Another Train problem in Montesano?


Picture of train ….just sitting there. Stretches all the way from downtown to a couple of hundred yards shy of the Devonshire Bridge.

10:00am June 7th 2014 – It is unbelievable that we have to ask these questions.  Personally, based on past experience with the train companies and the Port of Grays Harbor, I don’t trust them for accurate information as far as I can throw them.

Late last night heard unusual noise. When the light came up, this train is parked.  Lights flashing all the way to the Devonshire bridge.  Is there something wrong with the tracks ….again….up ahead?  Beats me.  All I know is that is is highly ….highly …unusual.  Cosidering the four recent derailments, we have a right to keep an eye on them.

UPDATE ABOUT 10 PM – Hearing trains move.

UPDATE: 2:00pm  Still sitting there.  odd odd odd.

6 thoughts on “Another Train problem in Montesano?

  1. We have a DUTY to keep an eye on them. If there is a place for compromise in this question, it will be in providing safe and healthy employment opportunities for all, including railroad workers, as well as public safety and a secure living environment. Finding a fair balance between competing interests is the challange, particularly when some are seeking advantage over others of us, and could care less about concepts of fairness, and equality. In my view, we all have a fight on our hands.

  2. Tom,
    “Me thinks thou doth protest too much”. Folks are going to start thinking you are sabotaging the train tracks. (just kidding)

    ED NOTE: Its nothing to kid about. But I have a real nice video home security system so you are welcome to review it. And just for the record, the train co itself said it was bad tracks. So that myth is out the window. The subtext of your comment is that I shouldn’t report train problems in the area. What do you suggest? Ignore the four derailments in under a month and not warn the people of this town that instead of grain it will soon be flammable oil…..should I ignore the 47 vaporized bodies from the recent one in Canada, or about the fireballs in Alabama, North Dakota, Virginia and more. Should we ignore the destroyed Tombigbe river area as well as the oil that poured into the Chesapeake Bar river system. Should I ignore the absolute devastation to our own waterways and dependent businesses in the event of not if….but when….a spill happens here. Should I ignore the out and out lies the authorities put out as to the safety and clean up ability? Should I ignore the expected 30% drop in property values for homeowners within a mile of those tracks?

    Not going to happen. You may be willing to ruin this county for under fifty jobs that will all go to friends and relatives of those connected down at the port. I’m not.

  3. Tom, Tom,
    Simmer down. I said I was kidding.
    I admire your tenacity in attempting to hold the railroad responsible for protecting the environment, and guaranteeing our safety.
    I’m on your side. Don’t be so touchy.

  4. I believe the following are true:

    1) Most people on The Harbor appreciate the railroads and the jobs they support.

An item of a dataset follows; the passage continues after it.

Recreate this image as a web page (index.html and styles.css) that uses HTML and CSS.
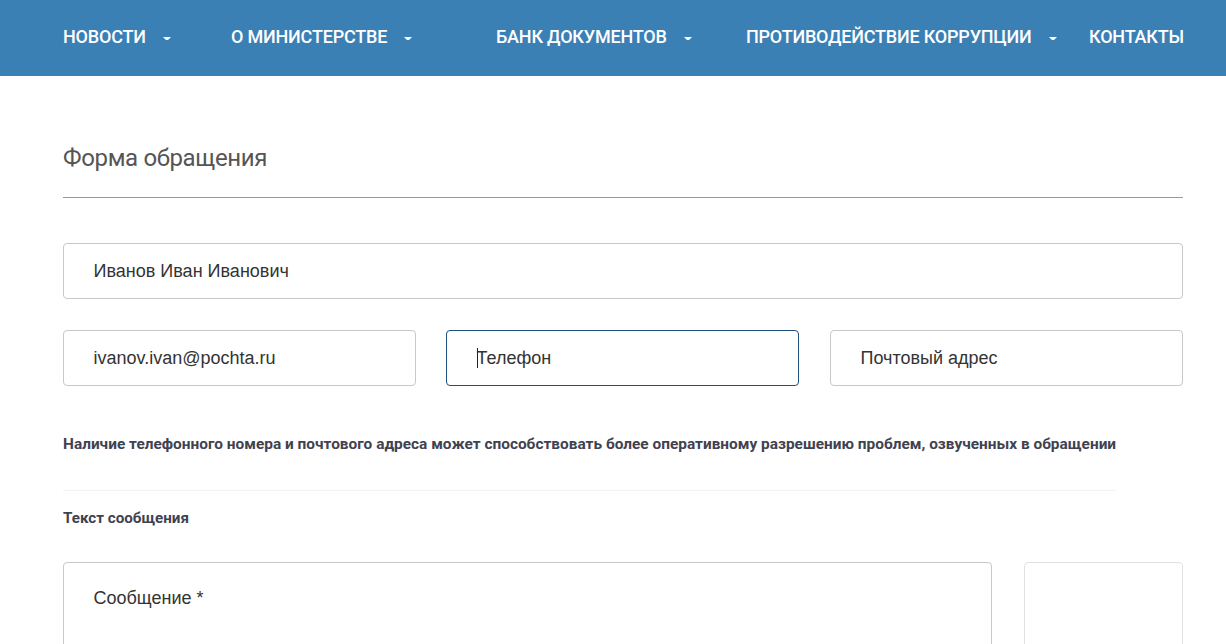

This is very important infrastructure.

    2) A growing number of people are concerned about the crude oil from the Bakken region of North Dakota (See Tom Fredriksen’s list of issues, including mile-wide blast zones, massive oil spills, and other disasters). Those who work at the Port also live around here, hunt and fish around here, have their kids in schools, etc. –all of which would be harmed by an oil-train explosion.

    3) Those of us who have worked for decades to bring all manner of jobs to the Harbor have our limits. There are safety, environmental, and economic down-sides to having the Bakken crude railed into the Port. Grain shipments in other areas have been delayed because of coal and oil trains. Here, we have had temporary layoffs because of engine and rail car shortages. Will the crude oil trains have the same effect on Grays Harbor? How many current jobs will be traded for the new jobs?

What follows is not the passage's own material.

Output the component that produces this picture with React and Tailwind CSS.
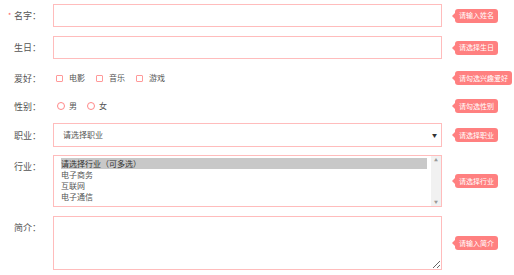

    4) Reasonable people can disagree reasonably. I have seen no threats or intimidation against crude oil supporters, yet a few have told the newspaper that they are intimidated against speaking out in support. One showed up at a public meeting in Elma and was treated with respect. As soon as derailments occurred, proponents of the crude oil trains made broad accusations of sabotage. Yet the rail line said they were caused by failure of the track, due to inclement weather exposure.

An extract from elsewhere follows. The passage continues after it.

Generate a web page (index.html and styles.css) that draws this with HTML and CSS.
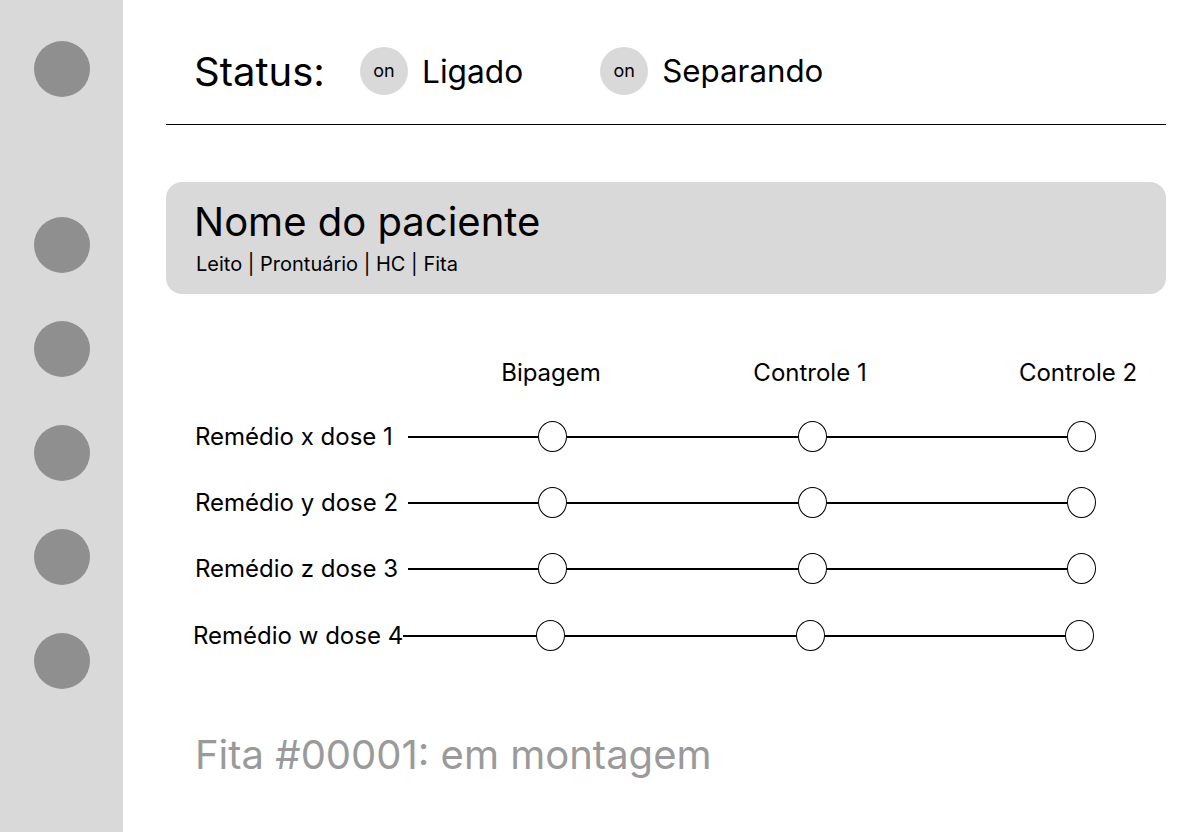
FILE: index.html
```html
<!DOCTYPE html>
<html lang="pt">
<head>
<meta charset="utf-8">
<link rel="stylesheet" href="styles.css">
</head>
<body>
<div class="app">
  <aside class="sidebar">
    <span class="dot dot-first"></span>
    <span class="dot"></span>
    <span class="dot"></span>
    <span class="dot"></span>
    <span class="dot"></span>
    <span class="dot"></span>
  </aside>
  <main class="main">
    <header class="status">
      <span class="status-label">Status:</span>
      <span class="chip"><span class="chip-dot">on</span><span class="chip-text">Ligado</span></span>
      <span class="chip chip-second"><span class="chip-dot">on</span><span class="chip-text">Separando</span></span>
    </header>
    <hr class="divider">
    <section class="patient">
      <h1 class="patient-name">Nome do paciente</h1>
      <p class="patient-meta">Leito | Prontuário | HC | Fita</p>
    </section>
    <section class="track-table">
      <div class="heads">
        <span class="head head-1">Bipagem</span>
        <span class="head head-2">Controle 1</span>
        <span class="head head-3">Controle 2</span>
      </div>
      <div class="row">
        <span class="label">Remédio x dose 1</span>
        <div class="track">
          <span class="seg seg-a"></span><span class="node"></span><span class="seg seg-b"></span><span class="node"></span><span class="seg seg-c"></span><span class="node"></span>
        </div>
      </div>
      <div class="row">
        <span class="label">Remédio y dose 2</span>
        <div class="track">
          <span class="seg seg-a"></span><span class="node"></span><span class="seg seg-b"></span><span class="node"></span><span class="seg seg-c"></span><span class="node"></span>
        </div>
      </div>
      <div class="row">
        <span class="label">Remédio z dose 3</span>
        <div class="track">
          <span class="seg seg-a"></span><span class="node"></span><span class="seg seg-b"></span><span class="node"></span><span class="seg seg-c"></span><span class="node"></span>
        </div>
      </div>
      <div class="row row-last">
        <span class="label label-last">Remédio w dose 4</span>
        <div class="track">
          <span class="seg seg-a seg-a-last"></span><span class="node"></span><span class="seg seg-b"></span><span class="node"></span><span class="seg seg-c"></span><span class="node"></span>
        </div>
      </div>
    </section>
    <p class="footer-status">Fita #00001: em montagem</p>
  </main>
</div>
</body>
</html>
```

FILE: styles.css
```css
* { box-sizing: border-box; }
html, body { margin: 0; padding: 0; }
body {
  font-family: Inter, "Noto Sans", sans-serif;
  color: #000;
  background: #fff;
  width: 1200px;
  height: 832px;
  overflow: hidden;
}
.app {
  display: flex;
  height: 832px;
}
.sidebar {
  width: 123px;
  flex: none;
  background: #d9d9d9;
  display: flex;
  flex-direction: column;
  align-items: center;
  padding-top: 41px;
  gap: 48px;
}
.dot {
  width: 56px;
  height: 56px;
  border-radius: 50%;
  background: #8f8f8f;
  display: block;
}
.dot-first { margin-bottom: 72px; }

.main {
  width: 1000px;
  margin-left: 43px;
}
.status {
  display: flex;
  align-items: center;
  height: 48px;
  margin-top: 47px;
  padding-left: 28px;
}
.status-label {
  font-size: 40px;
  margin-right: 35px;
  width: 131px;
  white-space: nowrap;
}
.chip {
  display: flex;
  align-items: center;
  gap: 14px;
}
.chip-second { margin-left: 77px; }
.chip-dot {
  width: 48px;
  height: 48px;
  border-radius: 50%;
  background: #d9d9d9;
  display: flex;
  align-items: center;
  justify-content: center;
  font-size: 18px;
  padding-bottom: 2px;
}
.chip-text { font-size: 31.7px; }
.chip-second .chip-text { font-size: 31.3px; }
.divider {
  border: 0;
  border-top: 1px solid #000;
  margin: 29px 0 0;
  height: 0;
}
.patient {
  margin-top: 57px;
  height: 112px;
  background: #d9d9d9;
  border-radius: 16px;
  padding: 16px 28px 0;
}
.patient-name {
  font-size: 40px;
  font-weight: 400;
  margin: 0;
  line-height: 48px;
}
.patient-meta {
  font-size: 20px;
  margin: 6px 0 0 2px;
  line-height: 24px;
}
.track-table {
  margin-top: 64px;
}
.heads {
  position: relative;
  height: 30px;
  font-size: 24px;
  line-height: 30px;
}
.head {
  position: absolute;
  top: 0;
  transform: translateX(-50%);
  white-space: nowrap;
}
.head-1 { left: 385px; }
.head-2 { left: 644px; }
.head-3 { left: 912px; }
.row {
  display: flex;
  align-items: center;
  height: 31px;
  margin-top: 33px;
  padding-left: 29px;
}
.row + .row { margin-top: 35px; }
.row-last { margin-top: 36px !important; padding-left: 27px; }
.label {
  font-size: 24px;
  width: 213px;
  white-space: nowrap;
}
.label-last { width: 210px; }
.track {
  display: flex;
  align-items: center;
}
.seg {
  height: 2px;
  background: #000;
  display: block;
}
.seg-a { width: 130px; }
.seg-a-last { width: 133px; }
.seg-b { width: 231px; }
.seg-c { width: 240px; }
.node {
  width: 29px;
  height: 31px;
  border: 1px solid #000;
  border-radius: 50%;
  background: #fff;
  display: block;
}
.footer-status {
  margin: 80px 0 0 29px;
  font-size: 40px;
  color: #9a9a9a;
  line-height: 48px;
}
```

    5) The port commission election last year was not decided on the crude oil issue. I, like many, voted for Chuck Caldwell because he is doing a good job in bringing in jobs to the Harbor. I did not vote for his opponent, even though I agreed with his opposition to the crude oil trains. That is a single issue, and I wanted to retain a port commissioner who, along with the other two, was running the port well.

    ‘Nuff for Now.

    ED NOTE: What Dan said. I love oil! Is it too much to ask that it be transported safely? Apparently so. Or, gulp, with a clean up bond in place so the company can’t go bankrupt the next day as they are doing – leaving you and I to pay the billion or so to try and clean it up? Apparently so. This is why you never see anyone who wants this stuff to come in. They can’t and won’t answer. Including our three port commissioners. Willing to potentially ruin this county….for what? Fifty jobs? With the 30-40% drop in property values near the tracks, how many businesses are going to close up shop? A lot more than 50 jobs and everyone knows it.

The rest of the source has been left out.